I began to panic.  I have always been a little claustrophobic.  Since I was a child, I've had nightmares of being buried alive, either struggling for air in my locked coffin under piles of dirt, clawing at the silk fabric above me, or waking up inside the actual cremation oven after the operator has turned the fire on and left the room.  I hit the exit button again three times and shook the doors, trying to make the magnetic latch give way.  I was definitely trapped.  I ran to the other side door, which had no exit button, but I thought I'd try to bust out of it anyway.  I shook the other doors.  Still nothing.  My breathing was becoming more rapid.  I was starting to sweat.  "Should I call 911?" I thought.  At least there was a dog bowl under the sign in the corner filled with water if I got thirsty.  What if I had to pee?  I'm going to be trapped in here all night.  I'm going to have to sleep on the dirty hard floor, in a glass room, where everyone that walks by in Times Square, will look in and see me sleeping there, the poor haggard homeless girl that has to sleep in the ATM lobby, which is warmer than there on the streets.  I ripped open my bag and in an instant, my phone was in my hand.  Search the web!  TD Bank, send.  Why was this taking so long?  And why was my battery about to die?  Damn this electronic gadgetry!

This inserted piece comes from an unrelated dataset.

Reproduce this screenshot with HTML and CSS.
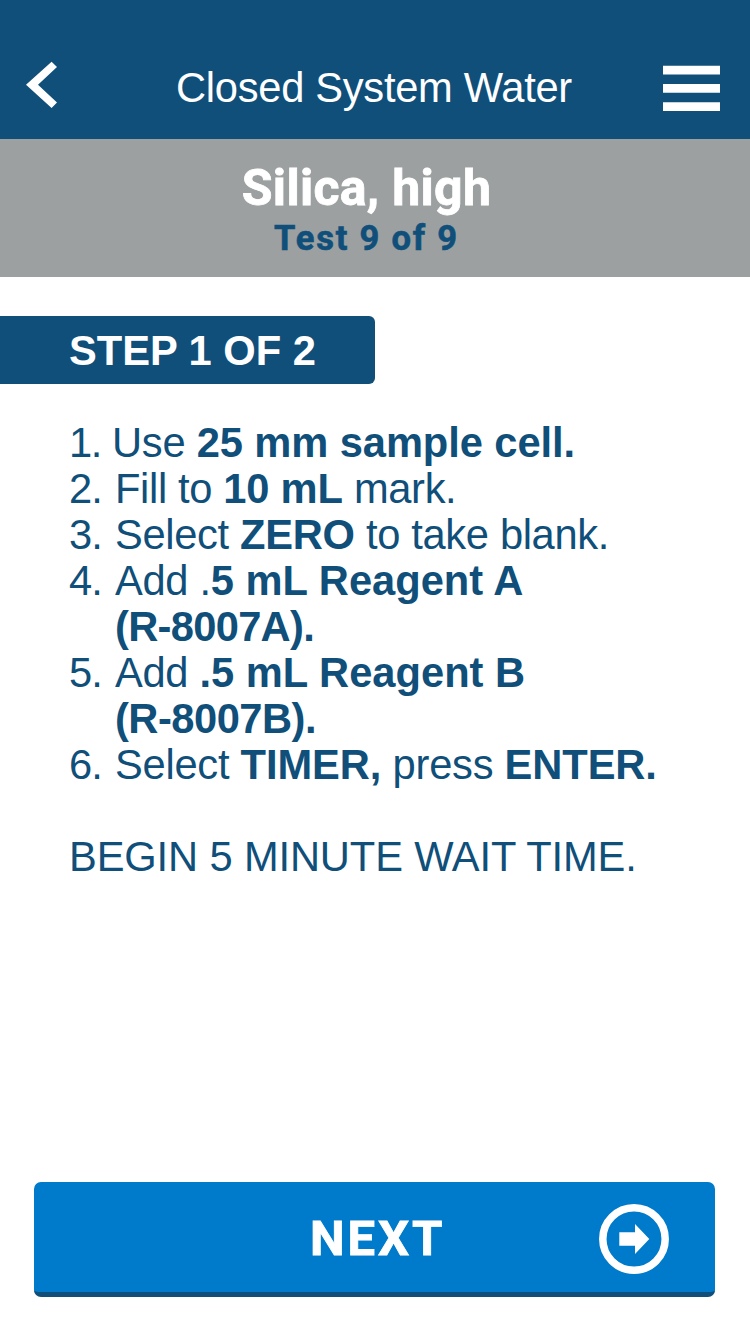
FILE: index.html
```html
<!DOCTYPE html>
<html lang="en">
<head>
<meta charset="utf-8">
<title>Closed System Water</title>
<link rel="stylesheet" href="styles.css">
</head>
<body>
<div class="screen">
  <header class="topbar">
    <svg class="back" width="31" height="48" viewBox="0 0 31 48"><path d="M25.600 .8 L31 6 L12 23.700 L31 41.600 L25.600 47 L0 23.800 Z" fill="#fff"/></svg>
    <h1 class="title">Closed System Water</h1>
    <svg class="menu" width="57" height="48" viewBox="0 0 57 48"><path d="M0 .7h57v8.700H0zM0 19h57v8.700H0zM0 37.300h57v8.700H0z" fill="#fff"/></svg>
  </header>
  <section class="test">
    <h2 class="test-name">Silica, high</h2>
    <p class="test-count">Test 9 of 9</p>
  </section>
  <main class="content">
    <div class="step"><span class="line">STEP 1 OF 2</span></div>
    <ol class="list">
      <li class="item first"><span class="line num">1.</span><span class="line">Use <b>25 mm sample cell.</b></span></li>
      <li class="item"><span class="line num">2.</span><span class="line tight">Fill to <b>10 mL</b> mark.</span></li>
      <li class="item"><span class="line num">3.</span><span class="line tight">Select <b>ZERO</b> to take blank.</span></li>
      <li class="item"><span class="line num">4.</span><div><span class="line loose">Add .<b>5 mL Reagent A</b></span><b class="line code">(R-8007A).</b></div></li>
      <li class="item"><span class="line num">5.</span><div><span class="line loose">Add <b>.5 mL Reagent B</b></span><b class="line code-b">(R-8007B).</b></div></li>
      <li class="item"><span class="line num">6.</span><span class="line">Select <b>TIMER,</b> press <b>ENTER.</b></span></li>
    </ol>
    <p class="wait line">BEGIN 5 MINUTE WAIT TIME.</p>
  </main>
  <button class="next" type="button">
    <span class="next-label">NEXT</span>
    <svg class="next-icon" width="70" height="70" viewBox="0 0 70 70"><circle cx="35" cy="35" r="31.200" fill="none" stroke="#fff" stroke-width="7.500"/><path d="M20.300 28.200H36V20L50.300 35L36 50V41.800H20.300Z" fill="#fff"/></svg>
  </button>
</div>
</body>
</html>
```
FILE: styles.css
```css
* { box-sizing: border-box; margin: 0; padding: 0; }
body {
  background: #fff;
  color: #0f4f7a;
  font-family: "Liberation Sans", Arial, sans-serif;
}
.screen { display: flex; flex-direction: column; width: 750px; height: 1334px; }
.topbar {
  display: flex;
  align-items: flex-start;
  justify-content: space-between;
  height: 139px;
  padding: 61px 30px 0 26px;
  background: #0f4f7a;
}
.menu { margin-top: 4px; }
.title {
  margin: 4px 0 0 28px;
  color: #fff;
  font-size: 41.67px;
  font-weight: 400;
  line-height: 46px;
  letter-spacing: -.28px;
  white-space: nowrap;
  transform: scaleY(1.04);
  transform-origin: 0 37px;
}
.test {
  height: 138px;
  padding: 21px 17px 0 0;
  background: #9da0a0;
  text-align: center;
  font-family: Roboto, sans-serif;
}
.test-name {
  color: #fff;
  font-size: 50px;
  font-weight: 700;
  line-height: 56px;
  letter-spacing: .3px;
  -webkit-text-stroke: .8px #fff;
}
.test-count {
  font-size: 34.5px;
  font-weight: 700;
  line-height: 44px;
  letter-spacing: 1.8px;
  -webkit-text-stroke: .6px #0f4f7a;
}
.content { flex: 1; padding-top: 39px; }
/* One text line, slightly taller than the face's natural proportions. */
.line {
  display: block;
  font-size: 41.67px;
  line-height: 46px;
  letter-spacing: -.25px;
  white-space: nowrap;
  transform: scaleY(1.04);
  transform-origin: 0 37px;
}
.line b { letter-spacing: -.08px; }
.step {
  width: 375px;
  height: 68px;
  padding: 12px 0 0 69px;
  border-radius: 0 6px 6px 0;
  background: #0f4f7a;
  color: #fff;
  font-weight: 700;
}
.step .line { letter-spacing: 0; }
.list { margin-top: 36px; padding-left: 69px; list-style: none; }
.item { display: flex; }
.num { flex: none; width: 46px; letter-spacing: -1px; }
.first .num { width: 43px; letter-spacing: -1.500px; }
.tight { letter-spacing: -.35px; }
.tight b { letter-spacing: -.2px; }
.loose { letter-spacing: -.3px; }
.loose b { letter-spacing: 0; }
.code { letter-spacing: -.7px; }
.code-b { letter-spacing: -.5px; }
.wait { margin: 46px 0 0 69px; letter-spacing: -.13px; }
.next {
  display: flex;
  align-items: center;
  justify-content: flex-end;
  width: 681px;
  height: 115px;
  margin: 0 0 37px 34px;
  padding: 4px 46px 0 0;
  border: 0;
  border-bottom: 5px solid #0f4f7a;
  border-radius: 7px;
  background: #007acb;
  color: #fff;
}
.next-label {
  width: 132px;
  margin-right: 157px;
  font: 700 49px/56px Roboto, sans-serif;
  letter-spacing: 2.9px;
  white-space: nowrap;
  -webkit-text-stroke: .8px #fff;
}
```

Just then, the most beautiful black man I have ever seen approached the glass door.  It was like a dream.  He pulled his card out of his wallet and in slow motion, walked up to the sensor.  I quickly ran up to the door.  With my hands pressed against the glass I shouted, "Thank GOD you're here!  I'm trapped inside!"  He could see the look of terror in my eyes.  I watched him slide the card into the sensor.  He pushed the door.  Nothing!  Could this be?  Even the card sensor was not releasing the latch.  Holy Mother of God, I really WAS going to be trapped in here all night.  I began hyperventilating.  Beautiful Black Man's hands were shaking as he continuously pulled various cards from his wallet and tried them on the sensor to free me, each to no avail.  He tried the first one again, and suddenly, with a click, the light changed from red to green, the buzz that was so annoying to me only moments before had become music to my ears, and my hero, BBM, swung the door wide to release me from the ATM abyss.  I was free.

"Thank you so much!" I said to BBM.  Air was beginning to once again fill my lungs.  Sweet relief!  I stepped to the side so he could make his way in.  "I ain't going in there!" he exclaimed.  I told him I would hold the door open for him while he did his transaction.  It was the least I could do.  Then another girl came in to do hers.  As they were banking at this late hour, I noticed my phone had completed it's search.  I clicked on TD Bank Customer Service.  I clicked on the phone number, and an actual person answered the phone.  Not a machine, not an electronic messaging service, an actual person answered the phone this late at night.  I knew there was a reason I banked here.  I explained my plight to the caring professional, and after apologizing to me profusely, she informed me that security would be there shortly to attend to the issue so no one else would find themselves in the same predicament.  Tragedy avoided, I made my way to the subway for the journey home.  Just another night in New York.